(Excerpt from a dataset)
* * * * * * * * *
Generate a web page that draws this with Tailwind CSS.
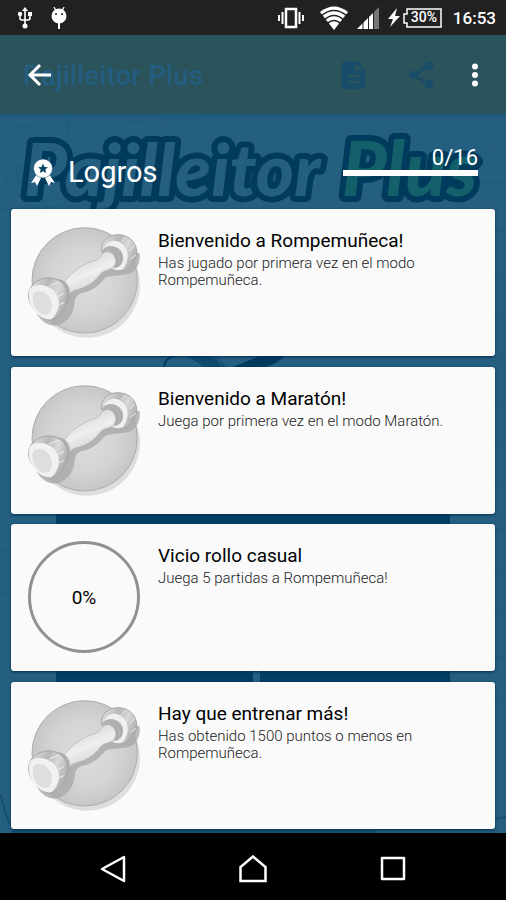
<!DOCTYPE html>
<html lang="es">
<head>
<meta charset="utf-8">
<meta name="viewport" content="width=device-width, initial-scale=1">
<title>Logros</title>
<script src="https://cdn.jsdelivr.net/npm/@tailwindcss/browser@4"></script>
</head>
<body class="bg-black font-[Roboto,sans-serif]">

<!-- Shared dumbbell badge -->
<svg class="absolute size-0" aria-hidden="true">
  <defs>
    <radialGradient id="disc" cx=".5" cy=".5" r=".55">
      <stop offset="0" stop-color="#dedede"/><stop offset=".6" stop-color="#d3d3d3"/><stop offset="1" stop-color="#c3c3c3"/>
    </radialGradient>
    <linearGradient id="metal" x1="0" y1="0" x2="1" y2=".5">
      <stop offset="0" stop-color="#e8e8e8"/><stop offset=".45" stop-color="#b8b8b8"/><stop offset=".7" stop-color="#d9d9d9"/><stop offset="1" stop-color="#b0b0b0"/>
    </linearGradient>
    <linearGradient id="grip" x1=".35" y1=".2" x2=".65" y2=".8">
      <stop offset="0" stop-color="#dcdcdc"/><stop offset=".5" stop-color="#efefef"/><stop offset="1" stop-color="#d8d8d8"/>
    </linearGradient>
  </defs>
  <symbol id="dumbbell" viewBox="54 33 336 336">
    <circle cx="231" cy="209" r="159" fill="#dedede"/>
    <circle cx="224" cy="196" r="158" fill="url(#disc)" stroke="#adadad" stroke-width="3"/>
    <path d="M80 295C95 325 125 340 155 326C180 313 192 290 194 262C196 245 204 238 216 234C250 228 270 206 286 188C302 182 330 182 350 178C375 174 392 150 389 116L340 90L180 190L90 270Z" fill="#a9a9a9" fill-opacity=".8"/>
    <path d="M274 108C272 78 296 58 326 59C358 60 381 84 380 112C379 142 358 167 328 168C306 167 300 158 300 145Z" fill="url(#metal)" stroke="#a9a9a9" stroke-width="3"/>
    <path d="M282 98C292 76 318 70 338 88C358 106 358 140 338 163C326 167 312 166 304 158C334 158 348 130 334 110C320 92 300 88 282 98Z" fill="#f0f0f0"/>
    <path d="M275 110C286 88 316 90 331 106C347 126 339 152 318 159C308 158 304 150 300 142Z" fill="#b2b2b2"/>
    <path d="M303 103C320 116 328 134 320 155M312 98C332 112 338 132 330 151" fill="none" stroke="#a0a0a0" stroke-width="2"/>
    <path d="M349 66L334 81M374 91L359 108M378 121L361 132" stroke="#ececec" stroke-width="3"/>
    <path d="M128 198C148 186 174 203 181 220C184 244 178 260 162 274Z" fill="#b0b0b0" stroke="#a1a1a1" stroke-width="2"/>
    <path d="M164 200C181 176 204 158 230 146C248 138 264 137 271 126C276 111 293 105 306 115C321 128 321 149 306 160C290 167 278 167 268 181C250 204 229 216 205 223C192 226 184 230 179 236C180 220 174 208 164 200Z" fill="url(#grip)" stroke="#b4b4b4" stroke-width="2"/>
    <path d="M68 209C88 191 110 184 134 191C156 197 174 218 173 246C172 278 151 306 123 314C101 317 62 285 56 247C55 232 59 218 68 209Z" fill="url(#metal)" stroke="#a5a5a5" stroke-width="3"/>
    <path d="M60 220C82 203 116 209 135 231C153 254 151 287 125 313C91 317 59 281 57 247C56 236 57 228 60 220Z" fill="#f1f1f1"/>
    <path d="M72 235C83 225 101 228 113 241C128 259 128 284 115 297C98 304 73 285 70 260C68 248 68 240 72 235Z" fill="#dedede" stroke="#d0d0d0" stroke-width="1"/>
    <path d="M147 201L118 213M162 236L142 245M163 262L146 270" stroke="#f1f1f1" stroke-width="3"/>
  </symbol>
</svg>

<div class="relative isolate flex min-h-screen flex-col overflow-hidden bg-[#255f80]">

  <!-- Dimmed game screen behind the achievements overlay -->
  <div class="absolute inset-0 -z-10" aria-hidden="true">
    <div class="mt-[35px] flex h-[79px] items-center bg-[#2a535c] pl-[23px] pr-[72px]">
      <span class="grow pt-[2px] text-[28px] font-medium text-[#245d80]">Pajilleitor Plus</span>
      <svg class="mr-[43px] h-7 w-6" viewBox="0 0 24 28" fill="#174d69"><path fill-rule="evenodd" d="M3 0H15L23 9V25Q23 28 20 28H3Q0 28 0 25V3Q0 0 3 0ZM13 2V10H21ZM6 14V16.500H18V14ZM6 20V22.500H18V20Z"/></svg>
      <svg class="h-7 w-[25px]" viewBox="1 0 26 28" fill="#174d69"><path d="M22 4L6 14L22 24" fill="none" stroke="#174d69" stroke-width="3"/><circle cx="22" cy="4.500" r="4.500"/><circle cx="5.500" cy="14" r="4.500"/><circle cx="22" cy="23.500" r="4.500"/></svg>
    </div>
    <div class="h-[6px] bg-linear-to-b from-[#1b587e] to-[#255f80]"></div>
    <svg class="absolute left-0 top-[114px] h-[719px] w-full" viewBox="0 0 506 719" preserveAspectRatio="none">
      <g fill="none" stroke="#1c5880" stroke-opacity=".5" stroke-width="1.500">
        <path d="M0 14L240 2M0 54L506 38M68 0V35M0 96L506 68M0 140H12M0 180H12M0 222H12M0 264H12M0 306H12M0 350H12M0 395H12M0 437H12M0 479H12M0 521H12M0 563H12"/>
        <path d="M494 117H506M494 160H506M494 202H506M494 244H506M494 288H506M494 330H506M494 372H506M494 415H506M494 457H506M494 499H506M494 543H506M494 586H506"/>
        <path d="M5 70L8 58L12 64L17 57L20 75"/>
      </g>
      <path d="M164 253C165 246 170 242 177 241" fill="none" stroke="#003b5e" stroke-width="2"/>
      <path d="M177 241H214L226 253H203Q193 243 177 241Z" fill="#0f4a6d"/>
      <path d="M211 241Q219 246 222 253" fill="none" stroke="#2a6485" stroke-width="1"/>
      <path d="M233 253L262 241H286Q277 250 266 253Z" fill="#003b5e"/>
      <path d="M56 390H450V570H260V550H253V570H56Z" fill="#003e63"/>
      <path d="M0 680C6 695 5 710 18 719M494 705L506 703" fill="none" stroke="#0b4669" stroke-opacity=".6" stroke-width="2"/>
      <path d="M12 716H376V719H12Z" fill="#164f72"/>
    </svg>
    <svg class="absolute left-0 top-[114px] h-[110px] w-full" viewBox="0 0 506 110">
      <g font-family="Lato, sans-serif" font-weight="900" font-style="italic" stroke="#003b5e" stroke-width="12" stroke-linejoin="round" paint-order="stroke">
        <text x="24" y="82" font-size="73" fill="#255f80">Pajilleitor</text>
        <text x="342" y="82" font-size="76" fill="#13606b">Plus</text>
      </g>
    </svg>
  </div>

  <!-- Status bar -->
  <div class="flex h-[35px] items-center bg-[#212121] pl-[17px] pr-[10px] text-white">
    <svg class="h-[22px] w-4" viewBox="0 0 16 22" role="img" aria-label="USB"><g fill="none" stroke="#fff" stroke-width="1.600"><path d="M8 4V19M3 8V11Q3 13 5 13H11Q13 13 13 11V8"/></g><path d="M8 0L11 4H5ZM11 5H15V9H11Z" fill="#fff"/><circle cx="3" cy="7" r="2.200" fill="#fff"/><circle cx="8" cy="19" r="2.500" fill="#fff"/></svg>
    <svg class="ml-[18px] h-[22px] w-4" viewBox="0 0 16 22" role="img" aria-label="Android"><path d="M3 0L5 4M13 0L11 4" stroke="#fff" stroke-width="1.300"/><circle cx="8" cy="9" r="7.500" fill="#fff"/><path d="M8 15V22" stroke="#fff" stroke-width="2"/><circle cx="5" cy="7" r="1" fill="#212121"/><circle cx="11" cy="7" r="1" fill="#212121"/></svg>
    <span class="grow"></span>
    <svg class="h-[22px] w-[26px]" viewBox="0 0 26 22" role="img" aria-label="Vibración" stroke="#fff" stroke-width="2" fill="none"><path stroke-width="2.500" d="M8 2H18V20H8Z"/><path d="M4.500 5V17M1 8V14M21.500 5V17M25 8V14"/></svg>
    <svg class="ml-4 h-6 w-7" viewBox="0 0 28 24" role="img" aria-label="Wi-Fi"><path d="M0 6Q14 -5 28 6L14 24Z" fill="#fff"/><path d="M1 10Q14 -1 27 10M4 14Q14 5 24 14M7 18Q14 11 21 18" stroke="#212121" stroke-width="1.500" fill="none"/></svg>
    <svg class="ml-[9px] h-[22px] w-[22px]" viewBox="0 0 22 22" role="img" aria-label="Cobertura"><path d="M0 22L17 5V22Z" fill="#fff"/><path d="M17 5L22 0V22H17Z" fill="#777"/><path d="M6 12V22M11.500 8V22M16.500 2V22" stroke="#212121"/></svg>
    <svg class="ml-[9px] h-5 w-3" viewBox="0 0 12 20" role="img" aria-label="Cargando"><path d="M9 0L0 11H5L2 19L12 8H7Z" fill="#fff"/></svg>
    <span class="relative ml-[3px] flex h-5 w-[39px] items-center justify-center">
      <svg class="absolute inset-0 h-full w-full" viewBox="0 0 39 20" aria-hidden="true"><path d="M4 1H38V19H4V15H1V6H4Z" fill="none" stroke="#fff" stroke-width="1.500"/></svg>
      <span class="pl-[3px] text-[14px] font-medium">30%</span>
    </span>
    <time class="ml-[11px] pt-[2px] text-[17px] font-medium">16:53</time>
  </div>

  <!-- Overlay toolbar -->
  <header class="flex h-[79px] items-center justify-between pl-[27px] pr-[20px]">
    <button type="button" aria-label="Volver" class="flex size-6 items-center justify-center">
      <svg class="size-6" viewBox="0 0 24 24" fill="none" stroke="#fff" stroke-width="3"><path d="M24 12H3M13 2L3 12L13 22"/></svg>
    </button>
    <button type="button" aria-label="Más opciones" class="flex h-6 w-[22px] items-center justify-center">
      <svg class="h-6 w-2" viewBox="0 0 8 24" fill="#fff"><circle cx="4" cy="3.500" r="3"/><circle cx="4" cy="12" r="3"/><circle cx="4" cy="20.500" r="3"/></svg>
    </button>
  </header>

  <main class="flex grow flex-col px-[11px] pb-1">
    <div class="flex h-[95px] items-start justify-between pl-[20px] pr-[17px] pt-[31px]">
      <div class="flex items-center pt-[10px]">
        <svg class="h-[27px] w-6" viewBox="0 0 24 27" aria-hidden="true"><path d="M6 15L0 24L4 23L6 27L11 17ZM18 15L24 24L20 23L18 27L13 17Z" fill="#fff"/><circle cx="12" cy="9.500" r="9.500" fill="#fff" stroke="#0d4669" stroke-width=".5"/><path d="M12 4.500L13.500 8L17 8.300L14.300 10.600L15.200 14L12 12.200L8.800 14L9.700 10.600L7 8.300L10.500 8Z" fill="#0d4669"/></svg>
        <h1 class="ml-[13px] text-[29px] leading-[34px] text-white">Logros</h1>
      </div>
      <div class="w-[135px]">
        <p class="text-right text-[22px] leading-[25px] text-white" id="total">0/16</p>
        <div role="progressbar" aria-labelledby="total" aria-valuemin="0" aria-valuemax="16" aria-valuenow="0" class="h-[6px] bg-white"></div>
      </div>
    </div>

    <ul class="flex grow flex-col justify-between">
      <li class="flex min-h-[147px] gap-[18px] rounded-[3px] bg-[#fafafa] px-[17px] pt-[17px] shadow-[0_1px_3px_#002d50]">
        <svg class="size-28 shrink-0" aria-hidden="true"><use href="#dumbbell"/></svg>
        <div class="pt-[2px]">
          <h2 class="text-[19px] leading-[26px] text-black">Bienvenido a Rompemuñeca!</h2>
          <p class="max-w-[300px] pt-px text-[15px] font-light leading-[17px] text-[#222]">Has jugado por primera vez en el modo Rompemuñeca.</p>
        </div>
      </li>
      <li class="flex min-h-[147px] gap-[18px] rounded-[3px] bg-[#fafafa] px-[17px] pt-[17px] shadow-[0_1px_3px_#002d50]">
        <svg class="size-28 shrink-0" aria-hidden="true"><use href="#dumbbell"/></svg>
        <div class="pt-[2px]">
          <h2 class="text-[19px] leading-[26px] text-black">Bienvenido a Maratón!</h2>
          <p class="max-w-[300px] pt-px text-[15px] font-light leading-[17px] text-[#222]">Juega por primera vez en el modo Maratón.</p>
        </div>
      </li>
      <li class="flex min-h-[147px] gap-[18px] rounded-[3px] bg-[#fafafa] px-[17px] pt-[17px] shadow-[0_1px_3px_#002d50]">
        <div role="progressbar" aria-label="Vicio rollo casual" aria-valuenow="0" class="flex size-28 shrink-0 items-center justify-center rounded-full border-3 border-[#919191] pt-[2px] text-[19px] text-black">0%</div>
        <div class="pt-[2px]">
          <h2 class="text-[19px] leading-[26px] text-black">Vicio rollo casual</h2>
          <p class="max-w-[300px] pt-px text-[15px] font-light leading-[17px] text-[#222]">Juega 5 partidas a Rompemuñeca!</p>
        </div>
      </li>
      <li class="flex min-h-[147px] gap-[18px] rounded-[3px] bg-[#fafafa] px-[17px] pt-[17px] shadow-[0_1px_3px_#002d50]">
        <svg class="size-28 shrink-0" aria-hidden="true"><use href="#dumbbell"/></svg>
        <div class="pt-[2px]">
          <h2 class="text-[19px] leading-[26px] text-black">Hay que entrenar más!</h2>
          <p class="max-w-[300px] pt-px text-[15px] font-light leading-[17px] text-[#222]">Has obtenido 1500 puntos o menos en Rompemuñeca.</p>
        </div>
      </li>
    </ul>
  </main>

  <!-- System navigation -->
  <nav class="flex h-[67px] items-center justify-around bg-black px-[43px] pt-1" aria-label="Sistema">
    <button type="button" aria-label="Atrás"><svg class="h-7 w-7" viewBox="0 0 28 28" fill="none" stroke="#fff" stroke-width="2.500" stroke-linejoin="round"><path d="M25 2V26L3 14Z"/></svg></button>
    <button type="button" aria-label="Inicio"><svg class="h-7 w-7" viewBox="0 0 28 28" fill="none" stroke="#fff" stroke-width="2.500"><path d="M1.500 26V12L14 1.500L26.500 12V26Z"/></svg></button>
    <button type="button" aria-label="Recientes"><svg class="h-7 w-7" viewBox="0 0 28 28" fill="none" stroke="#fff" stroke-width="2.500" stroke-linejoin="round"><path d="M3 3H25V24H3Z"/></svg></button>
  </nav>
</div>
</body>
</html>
* * * * * * * * *
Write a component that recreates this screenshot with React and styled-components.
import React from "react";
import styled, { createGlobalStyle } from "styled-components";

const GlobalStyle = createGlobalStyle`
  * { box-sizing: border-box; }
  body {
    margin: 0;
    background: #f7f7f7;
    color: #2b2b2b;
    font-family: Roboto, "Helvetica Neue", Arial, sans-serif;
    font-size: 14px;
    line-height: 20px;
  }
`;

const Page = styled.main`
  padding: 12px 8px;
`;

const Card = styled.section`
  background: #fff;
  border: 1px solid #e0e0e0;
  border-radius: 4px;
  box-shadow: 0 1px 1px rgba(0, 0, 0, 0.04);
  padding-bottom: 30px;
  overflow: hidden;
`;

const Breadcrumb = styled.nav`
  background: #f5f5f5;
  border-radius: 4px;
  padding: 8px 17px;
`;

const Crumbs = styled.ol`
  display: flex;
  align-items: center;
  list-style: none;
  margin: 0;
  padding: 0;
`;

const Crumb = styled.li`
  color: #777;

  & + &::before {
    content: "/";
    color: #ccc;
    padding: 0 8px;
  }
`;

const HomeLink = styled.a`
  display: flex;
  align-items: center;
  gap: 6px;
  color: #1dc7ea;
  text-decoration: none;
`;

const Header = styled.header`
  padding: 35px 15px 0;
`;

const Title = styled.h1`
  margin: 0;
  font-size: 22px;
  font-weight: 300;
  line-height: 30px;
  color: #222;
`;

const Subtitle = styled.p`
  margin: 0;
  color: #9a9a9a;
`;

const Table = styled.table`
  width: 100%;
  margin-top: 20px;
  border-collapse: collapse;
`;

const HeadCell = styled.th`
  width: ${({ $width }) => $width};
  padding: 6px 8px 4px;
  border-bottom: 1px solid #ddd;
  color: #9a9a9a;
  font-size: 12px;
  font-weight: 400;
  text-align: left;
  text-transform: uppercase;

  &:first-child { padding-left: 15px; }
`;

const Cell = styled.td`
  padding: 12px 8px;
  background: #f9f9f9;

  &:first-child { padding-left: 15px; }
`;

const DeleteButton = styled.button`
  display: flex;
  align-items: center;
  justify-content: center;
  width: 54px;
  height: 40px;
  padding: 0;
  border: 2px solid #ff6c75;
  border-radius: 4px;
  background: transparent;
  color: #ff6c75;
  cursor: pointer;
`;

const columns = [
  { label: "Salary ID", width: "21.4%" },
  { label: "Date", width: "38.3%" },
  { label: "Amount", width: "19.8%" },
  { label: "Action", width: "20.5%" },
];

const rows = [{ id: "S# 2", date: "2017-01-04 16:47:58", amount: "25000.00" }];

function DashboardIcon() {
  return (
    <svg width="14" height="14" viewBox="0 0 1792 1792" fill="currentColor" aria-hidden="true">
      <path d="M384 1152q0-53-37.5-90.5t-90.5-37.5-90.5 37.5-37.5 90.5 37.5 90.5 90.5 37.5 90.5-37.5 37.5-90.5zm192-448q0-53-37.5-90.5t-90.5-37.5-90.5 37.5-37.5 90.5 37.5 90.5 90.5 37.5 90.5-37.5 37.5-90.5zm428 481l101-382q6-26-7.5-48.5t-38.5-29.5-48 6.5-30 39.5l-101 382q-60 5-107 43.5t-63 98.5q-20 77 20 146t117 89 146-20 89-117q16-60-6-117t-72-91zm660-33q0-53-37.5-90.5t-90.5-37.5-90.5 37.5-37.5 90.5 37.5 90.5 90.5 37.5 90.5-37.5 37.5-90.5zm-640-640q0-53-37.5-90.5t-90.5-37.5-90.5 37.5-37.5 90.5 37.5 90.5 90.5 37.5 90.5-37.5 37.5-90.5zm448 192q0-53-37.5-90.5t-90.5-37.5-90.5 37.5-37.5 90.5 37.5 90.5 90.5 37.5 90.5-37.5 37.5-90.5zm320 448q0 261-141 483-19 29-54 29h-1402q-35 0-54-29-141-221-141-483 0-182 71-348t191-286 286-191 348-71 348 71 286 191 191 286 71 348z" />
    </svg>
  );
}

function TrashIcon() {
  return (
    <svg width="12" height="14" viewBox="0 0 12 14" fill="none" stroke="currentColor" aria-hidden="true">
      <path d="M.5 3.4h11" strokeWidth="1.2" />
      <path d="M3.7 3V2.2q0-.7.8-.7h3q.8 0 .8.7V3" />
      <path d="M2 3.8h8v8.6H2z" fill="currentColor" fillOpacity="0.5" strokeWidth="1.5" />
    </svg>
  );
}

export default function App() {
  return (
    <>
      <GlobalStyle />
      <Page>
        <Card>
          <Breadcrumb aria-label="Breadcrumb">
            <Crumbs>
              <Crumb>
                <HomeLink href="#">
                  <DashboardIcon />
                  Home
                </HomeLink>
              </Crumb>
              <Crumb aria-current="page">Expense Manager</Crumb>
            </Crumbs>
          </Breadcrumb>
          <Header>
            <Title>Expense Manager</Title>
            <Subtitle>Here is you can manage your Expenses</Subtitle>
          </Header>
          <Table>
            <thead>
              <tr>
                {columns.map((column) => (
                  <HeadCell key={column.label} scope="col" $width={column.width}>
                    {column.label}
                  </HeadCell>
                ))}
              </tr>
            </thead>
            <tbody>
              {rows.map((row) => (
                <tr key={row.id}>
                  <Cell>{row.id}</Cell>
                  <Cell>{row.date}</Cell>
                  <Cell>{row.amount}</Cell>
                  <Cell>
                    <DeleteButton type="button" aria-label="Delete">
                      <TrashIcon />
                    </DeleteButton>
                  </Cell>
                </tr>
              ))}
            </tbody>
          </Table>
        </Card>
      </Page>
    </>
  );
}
* * * * * * * * *
§ Task statement
Look through the entries and return every line where "components" appears.

§ Written response
Write a component that recreates this screenshot with React and styled-components.
import styled, { createGlobalStyle } from "styled-components";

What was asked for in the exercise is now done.